Por James Wood (The Guardian)
¿Creyó alguien a Philip Roth cuando, a principios de año, anunció que se retiraba de la escritura? De todos los novelistas contemporáneos, es el único que ha hecho que el escribir parezca un acto necesario y continuado, inextricable de las continuidades y los conflictos del estar vivo. Para Roth, la narración y el yo parecen haber nacido juntos, y, por lo tanto, deben morir juntos también. Más que ningún otro novelista moderna, ha usado la ficción como confesión y como el desplazamiento de la confesión: sus virulentos, quejicas y alter egos, de Portnoy a Zuckerman o Mickey Sabbath todos parecen rothianos, incluso cuando están solamente siendo suplentes de Roth. Ha hecho de su infancia en Newark, su amor, sus padres irritantes, su condición judía, su sexualidad, su propia vida de escritor algo familiar y vívido para millones de lectores. Ha parecido necesitar la ficción como una clase de reportaje performativo y despiadado, es por lo cual, en años recientes, las grandes novelas (El teatro del Sabbath, Pastoral Americana) han compartido espacio con trabajos mucho más flojos, y por lo que ha sido tan productivo; la ficción al mismo tiempo urgente y algo incompleta, tan necesaria como el arte y tan desesperanzada como la vida.
Admiro a Roth (que cumplió ochenta años esta semana) por muchas razones.
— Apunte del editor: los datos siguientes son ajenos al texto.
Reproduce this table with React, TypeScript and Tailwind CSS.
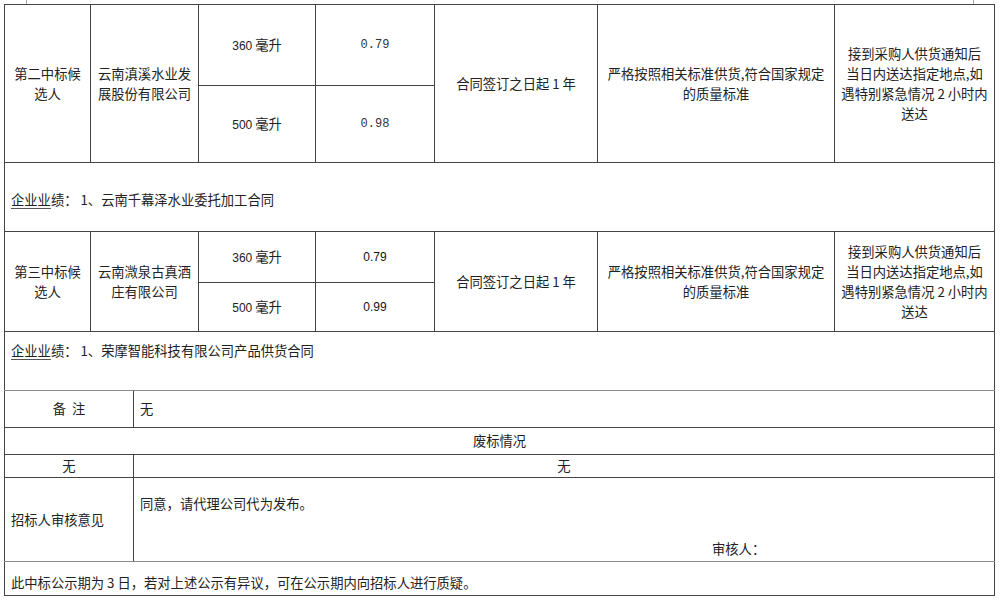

Porque no ha seguido siendo el mismo (su prosa enjuta es ahora muy distinta de las pulidas cadencias de sus primeros trabajos). Porque esa prosa es un instrumento maravilloso, capaz de sorpresas líricas y de la más cruda de las franquezas, al mismo tiempo altamente construida y derrochantemente oral. Porque es muy divertido (pensad en el momento en el El escritor fantasma en el que Nathan Zuckerman que él ha hecho el bien, como un chico judío majo, al casarse con Ana Frank, que ha sobrevivido mágicamente el Holocausto). Y porque ha demostrado que el artificio posmoderno y el realismo americano no son incompatibles, sino que, en realidad, se alimentan el uno al otro - tal vez su mejor novela, La contravida, toma lo que necesita de la autoconciencia posmoderna y los juegos ficticios, y monta una conmovedora investigación sobre qué significa llevar tu vida. Que nuestra perpetua máquina de escribir profundice en las páginas, como con Henry James, hasta que tengamos que pelear por la pluma de su mano moribunda.
1 comentario:
Escribe como respira. En eso se parece a Vargas Llosa, también en su meticulosidad.
Salvando las distancias, veo algo común entre los dos.